Monaco est une vitrine internationale, un endroit qui fait rêver. Je ne pense pas qu’on puisse faire une agence internationale depuis Paris, Bruxelles ou Milan. Monaco s’y prête complètement, on y retrouve de nombreuses nationalités. Et d’être les seuls à faire ça en Principauté, ça nous apporte beaucoup.
Les Influencer Awards de retour
La pandémie avait eu raison de la troisième édition. Mais les Influencer Awards ne sont pas morts ! "Nous sommes de retour pour une troisième édition", promet leur créatrice, Lolita Abraham. L’équipe étudie plusieurs dates dans le calendrier de l’automne monégasque pour faire venir le maximum de créateurs de contenus.
Comme lors des deux premières éditions. "Notre ambition est de faire vivre différentes expériences en Principauté aux talents présents avant un grand tapis rouge et la cérémonie le dernier soir". Cérémonie qui devrait – les pourparlers sont en cours – être diffusée en prime time sur une chaîne de télévision.

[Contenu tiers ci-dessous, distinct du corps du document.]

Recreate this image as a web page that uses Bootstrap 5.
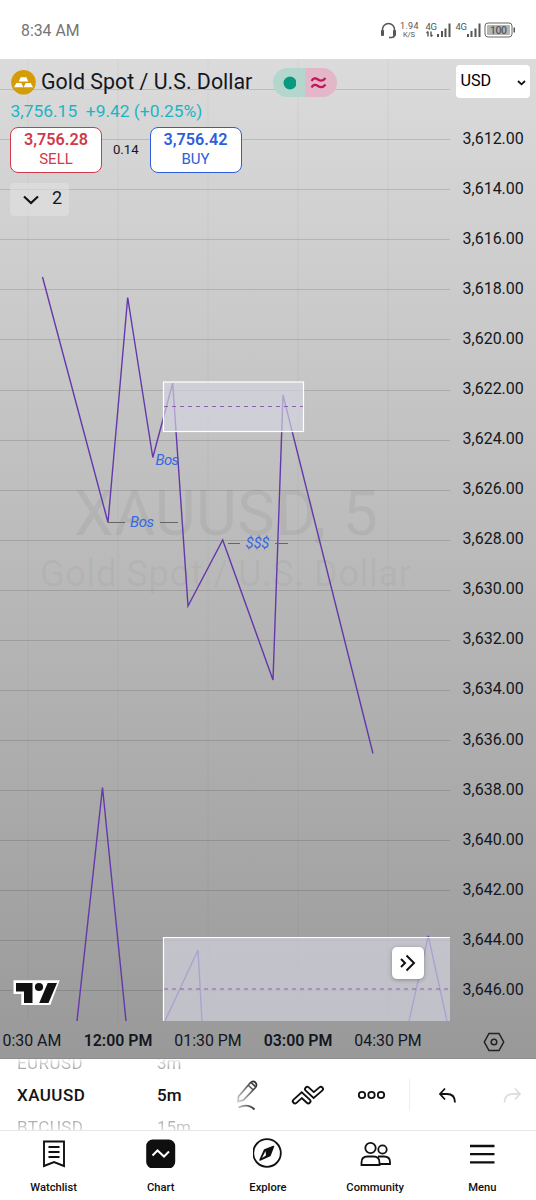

En parallèle, l’agence E-idols entend renforcer sa présence sur l’événement phare de la saison monégasque : le Grand Prix de Formule 1. En mai dernier les équipes avaient privatisé un rooftop avec vue sur le circuit. "Nous avons proposé un événement très fort ou se sont croisés des célébrités, des représentants de marques, des influenceurs comme Camila Coelho qui cartonne aux États-Unis ou le Français Michou. Et nous comptons répéter l’expérience chaque année".